Gaps and islands problems involve finding contiguous sequences. The classic approach uses a difference between row number and a ranked column to identify group boundaries.

-- Find consecutive streaks of daily activity
WITH activity AS (
  SELECT
    user_id,
    activity_date,
    -- Subtract sequential row number from date
    -- Dates in the same streak produce the same difference
    DATEADD(day,
      -ROW_NUMBER() OVER (
        PARTITION BY user_id
        ORDER BY activity_date
      ),
      activity_date
    ) AS streak_group
  FROM user_activity
)
SELECT
  user_id,
  MIN(activity_date) AS streak_start,
  MAX(activity_date) AS streak_end,
  COUNT(*) AS streak_days
FROM activity
GROUP BY user_id, streak_group
ORDER BY user_id, streak_start;

First and Last Values

SELECT
  customer_id,
  order_date,
  -- First order date for this customer
  FIRST_VALUE(order_date) OVER (
    PARTITION BY customer_id
    ORDER BY order_date
    ROWS BETWEEN UNBOUNDED PRECEDING AND UNBOUNDED FOLLOWING
  ) AS first_order_date,
  -- Most recent order amount for this customer
  LAST_VALUE(amount) OVER (
    PARTITION BY customer_id
    ORDER BY order_date
    ROWS BETWEEN UNBOUNDED PRECEDING AND UNBOUNDED FOLLOWING
  ) AS latest_amount
FROM orders;

Note the frame specification for LAST_VALUE: without ROWS BETWEEN UNBOUNDED PRECEDING AND UNBOUNDED FOLLOWING, the default frame only goes up to the current row and LAST_VALUE will equal the current row value for most rows.
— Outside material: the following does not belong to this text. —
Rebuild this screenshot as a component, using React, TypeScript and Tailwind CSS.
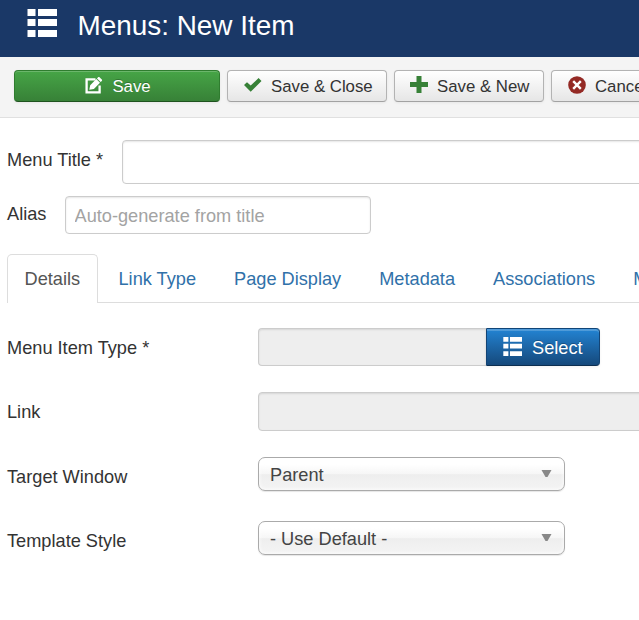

Performance Considerations

Window functions are often much faster than self-joins or correlated subqueries for the same logic. However, multiple window functions on the same partition can be expensive if the optimizer materializes the sort for each one. Most modern warehouses optimize multiple window functions over the same window into a single sort pass, but it is worth verifying with explain plans on critical queries.

Avoid applying window functions inside WHERE clauses directly. They are computed after filtering but before the outer select. If you need to filter on a window function result, wrap the query in a CTE or subquery first.